19.2.21

LIMPAR A CABEÇA E FAZER O CORPO PAGAR

Por Joaquim Letria

Parece que foi ontem que eu saía às duas da manhã duma segunda sessão duma Revista do Parque Mayer, perfeitamente a tempo de encontrar cafés abertos com gente a conversar e a máquina dos expressos ainda ligada.

Depois dum café e de dois dedos de conversa, saltava-se gostosamente de cabaret em cabaret. Encontrávamos aí as habituais e os habituais, é verdade que se bebia bem mas ninguém picava os braços e os afectos, por um lado, e a luxúria por outro, entretinham-nos até bem dentro da madrugada, muitas vezes até de manhã.

Eu não era um desses fregueses de mercearia de bairro que, uma vez por semana, vive a aventura das grandes superfícies. Compartia com naturalidade essa promiscuidade das pequenas multidões com o gosto de desfrutar o prazer mais íntimo das pequenas lojas.

Nunca fui um incapacitado face à mais complicada adaptação de limpar a cabeça e fazer o corpo pagar o ócio, a aventura, o prazer, a dúvida e viver a vida. Era a nossa vingança da infelicidade da vida do pára-arranca, da tristeza, do abandono, das incertezas. E vai ser essa a nossa vingança daquilo que a vida nos inflige hoje, logo que a maioria de nós conserte a sua vida.

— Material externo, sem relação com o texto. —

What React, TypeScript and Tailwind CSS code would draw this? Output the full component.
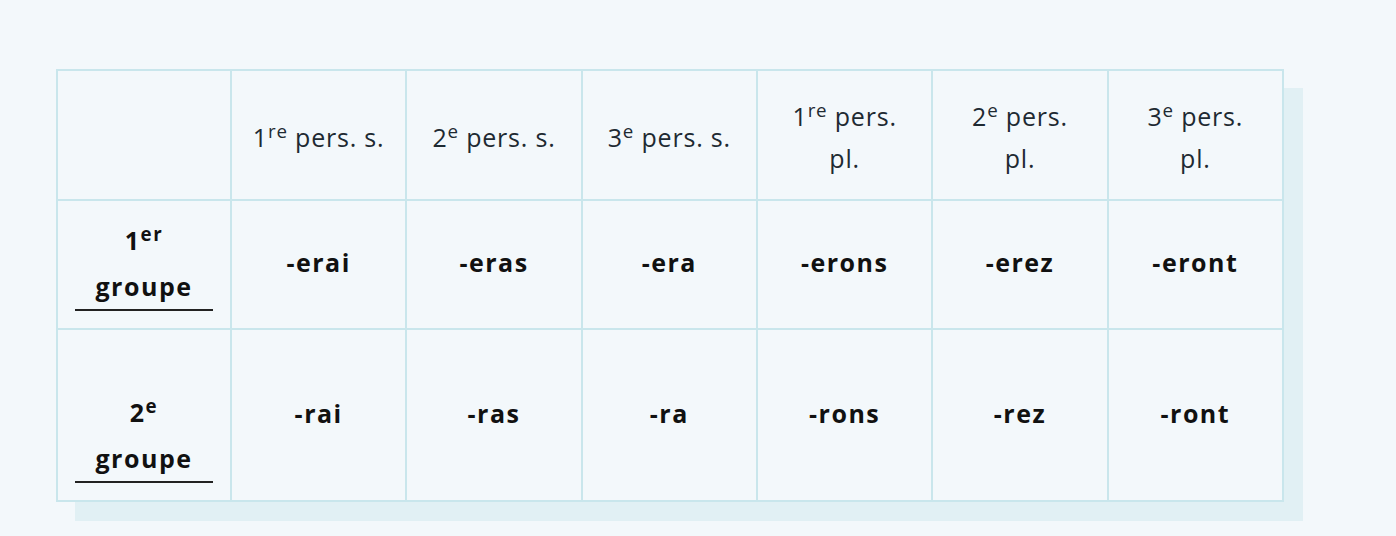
export default function App() {
  const heads: [string, string, string, string?][] = [
    ["1", "re", "pers. s."],
    ["2", "e", "pers. s."],
    ["3", "e", "pers. s."],
    ["1", "re", "pers.", "pl."],
    ["2", "e", "pers.", "pl."],
    ["3", "e", "pers.", "pl."],
  ];
  const rows = [
    { n: "1", sup: "er", cells: ["-erai", "-eras", "-era", "-erons", "-erez", "-eront"], extra: false },
    { n: "2", sup: "e", cells: ["-rai", "-ras", "-ra", "-rons", "-rez", "-ront"], extra: true },
  ];

  return (
    <div className="min-h-screen bg-[#f3f8fb] pl-[56px] pt-[69px]">
      <div className="w-[1228px] shadow-[19px_19px_0_0_#e1f0f4]">
        <table className="w-full table-fixed border-collapse border-2 border-[#c9e6ec] bg-[#f3f8fb]">
          <colgroup>
            <col className="w-[174px]" />
            <col />
            <col />
            <col />
            <col />
            <col />
            <col />
          </colgroup>
          <thead>
            <tr className="h-[130px]">
              <th className="border-2 border-[#c9e6ec]" />
              {heads.map((h, i) => (
                <th
                  key={i}
                  className="border-2 border-[#c9e6ec] px-1 pt-[4px] text-center align-middle font-['Open_Sans',sans-serif] text-[25px] font-normal leading-[42px] tracking-[0.8px] text-[#1e2a32]"
                >
                  {h[0]}
                  <sup>{h[1]}</sup> {h[2]}
                  {h[3] && (
                    <>
                      <br />
                      {h[3]}
                    </>
                  )}
                </th>
              ))}
            </tr>
          </thead>
          <tbody>
            {rows.map((r, i) => (
              <tr key={i}>
                <th
                  className={
                    "border-2 border-[#c9e6ec] px-[17px] pb-[17px] text-center font-['Open_Sans',sans-serif] text-[25px] font-bold leading-[47px] tracking-[1.5px] text-[#111] " +
                    (r.extra ? "pt-[59px]" : "pt-[16px]")
                  }
                >
                  <div>
                    {r.n}
                    <sup>{r.sup}</sup>
                  </div>
                  <div className="border-b-2 border-[#222] leading-[45px]">groupe</div>
                </th>
                {r.cells.map((c, j) => (
                  <td
                    key={j}
                    className="border-2 border-[#c9e6ec] pb-[3px] text-center align-middle font-['Open_Sans',sans-serif] text-[25px] font-bold tracking-[1.5px] text-[#111]"
                  >
                    {c}
                  </td>
                ))}
              </tr>
            ))}
          </tbody>
        </table>
      </div>
    </div>
  );
}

Já devem ter reparado que só muito raramente escrevo algo relacionado com a pandemia que tanto nos faz sofrer, mas recuso-me a cantar no coro de todos os que se substituem aos médicos, aos economistas, aos sociólogos, aos políticos, criando um ambiente que tanto faz sofrer, muitas vezes dizendo coisas sem fundamento mas que contribuem para a neurose e o sofrimento mental que tanta gente afecta.

Deixem os médicos e enfermeiros derrotarem a doença, os políticos fazerem o seu trabalho mesmo com algumas asneiras difíceis de aceitar que, essas sim, devem ser denunciadas, mas permitam que se pense noutras coisas, não nos imponham o lado mau de tudo o que temos de resolver no dia-a-dia das nossas vidas. E o pesadelo do futuro logo se verá.  Mais vale pensarmos assim do que submetermo-nos á monstruosa crueldade a que nos sujeitam sem nos deixarem outra saída que não seja não pensar em mais nada que não seja a desgraça desta situação.   

Transportar todo o passado livre e feliz para a nossa vida de hoje deixa-nos um mau gosto na boca e desenha-nos um sorriso triste na cara. Mas há que acreditar que tudo aquilo de que nos lembramos e os pequenos prazeres que ainda não se apagaram voltarão a ser possíveis e que ganharemos força e vontade para ajudar, estimular e conseguir levar até á vitória aqueles outros de todos nós que vão vencer este maldito tempo e que ultrapassarão as marcas mais graves que a doença nos vai deixar.